Construction of Wind II started in 2010. Two General Electric 1.5-77 wind turbines and a new 7.5-MV-A substation became operational in November 2011, with a total installed cost of $10.4 million. Through the end of 2012 (14 months of operation), they had produced over 8,000-MWh of electricity, representing an avoided cost of nearly $1 million. Wind II replaces approximately two-thirds of the program’s energy usage.
AFCEC’s robust optimization effort, along with the combined output of Wind I and Wind II for 2012, offset approximately 100 percent of the program’s energy usage, making the MMR project the first large-scale DOD cleanup program to be completely offset by renewable energy. And it is blazing a trail for further development on the installation.

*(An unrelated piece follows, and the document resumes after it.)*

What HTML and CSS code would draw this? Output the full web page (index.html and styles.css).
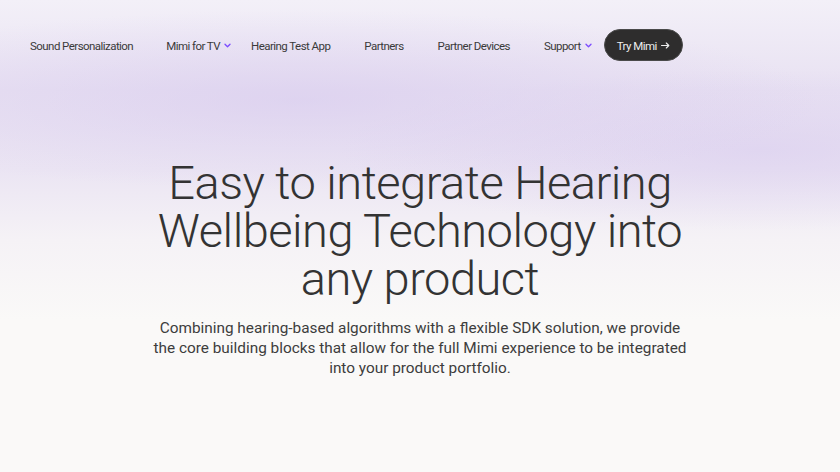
FILE: index.html
```html
<!DOCTYPE html>
<html lang="en">
<head>
<meta charset="utf-8">
<title>Mimi</title>
<link rel="stylesheet" href="styles.css">
</head>
<body>
<div class="page">
  <header class="nav">
    <a class="nav-item first">Sound Personalization</a>
    <a class="nav-item has-menu"><span>Mimi for TV</span><svg class="chev" viewBox="0 0 8 6" width="7" height="5"><path d="M1 1.5 L4 4.5 L7 1.5" fill="none" stroke="#7c4dff" stroke-width="1.6" stroke-linecap="round" stroke-linejoin="round"/></svg></a>
    <a class="nav-item">Hearing Test App</a>
    <a class="nav-item">Partners</a>
    <a class="nav-item">Partner Devices</a>
    <a class="nav-item has-menu last"><span>Support</span><svg class="chev" viewBox="0 0 8 6" width="7" height="5"><path d="M1 1.5 L4 4.5 L7 1.5" fill="none" stroke="#7c4dff" stroke-width="1.6" stroke-linecap="round" stroke-linejoin="round"/></svg></a>
    <a class="btn"><span>Try Mimi</span><svg class="arrow" viewBox="0 0 9 7" width="9" height="7"><path d="M0.5 3.5 H7.8 M5.3 1 L7.8 3.5 L5.3 6" fill="none" stroke="#ededed" stroke-width="1.1" stroke-linecap="round" stroke-linejoin="round"/></svg></a>
  </header>
  <main class="hero">
    <h1 class="title">Easy to integrate Hearing Wellbeing Technology into any product</h1>
    <p class="lead">Combining hearing-based algorithms with a flexible SDK solution, we provide<br>the core building blocks that allow for the full Mimi experience to be integrated<br>into your product portfolio.</p>
  </main>
</div>
</body>
</html>
```

FILE: styles.css
```css
html, body {
  margin: 0;
  padding: 0;
}
body {
  font-family: Roboto, "Noto Sans", sans-serif;
  color: #333;
  background: #faf9f8;
}
.page {
  width: 840px;
  height: 472px;
  overflow: hidden;
  background:
    radial-gradient(ellipse 520px 90px at 300px 100px, rgba(214, 200, 238, 0.55), rgba(214, 200, 238, 0) 100%),
    radial-gradient(ellipse 420px 80px at 760px 150px, rgba(214, 200, 238, 0.5), rgba(214, 200, 238, 0) 100%),
    linear-gradient(180deg, #f3f0f8 0px, #e8e1f2 90px, #ebe5f3 170px, #f5f2f6 240px, #faf9f8 320px, #faf9f8 472px);
}
.nav {
  display: flex;
  align-items: center;
  padding: 29px 0 0 30px;
  height: 32px;
}
.nav-item {
  display: flex;
  align-items: center;
  gap: 4px;
  margin-right: 34px;
  font-size: 11.5px;
  letter-spacing: -0.55px;
  color: #3a3a3a;
  white-space: nowrap;
  padding-top: 1px;
}
.nav-item.first {
  margin-right: 33px;
}
.nav-item.has-menu {
  margin-right: 20px;
}
.nav-item.last {
  margin-right: 12px;
}
.chev {
  display: block;
}
.btn {
  display: flex;
  align-items: center;
  justify-content: center;
  gap: 4px;
  box-sizing: border-box;
  width: 79px;
  height: 32px;
  border-radius: 16px;
  background: #2e2d2d;
  border: 1px solid #4a4a4a;
  color: #ededed;
  font-size: 11.5px;
  letter-spacing: -0.55px;
  padding-top: 1px;
}
.arrow {
  display: block;
}
.hero {
  display: flex;
  flex-direction: column;
  align-items: center;
  padding-top: 98px;
}
.title {
  margin: 0;
  width: 560px;
  text-align: center;
  font-size: 47px;
  font-weight: 300;
  line-height: 48px;
  letter-spacing: -0.5px;
  color: #333;
}
.lead {
  margin: 15px 0 0;
  width: 600px;
  text-align: center;
  font-size: 15.35px;
  line-height: 20px;
  letter-spacing: 0;
  color: #3d3d3d;
}
```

A new wind turbine project is currently under construction at MMR, with a late 2013 estimated on-line date. Overseen by AFCEC, though not connected to the groundwater cleanup program, the two PAVE PAWS turbines will share a substa¬tion with Wind II, but the energy generated is going to be used to offset usage at the radar facility of 6 SWS at Cape Cod AFS. Moreover, the PAVE PAWS project was able to prepare a categorical exclusion during planning as opposed to a more-costly and time-consuming environmental assessment by tiering off the Wind II Finding of No Significant Impact.
Alternative energy generation such as wind turbines—and geothermal heating and cooling systems, which the Coast Guard is utilizing at MMR—are becoming viable solutions to the great energy demands of military installations, especially those where the solar energy opportunity may not be as abundant. The innovative work being done on Cape Cod proves just that.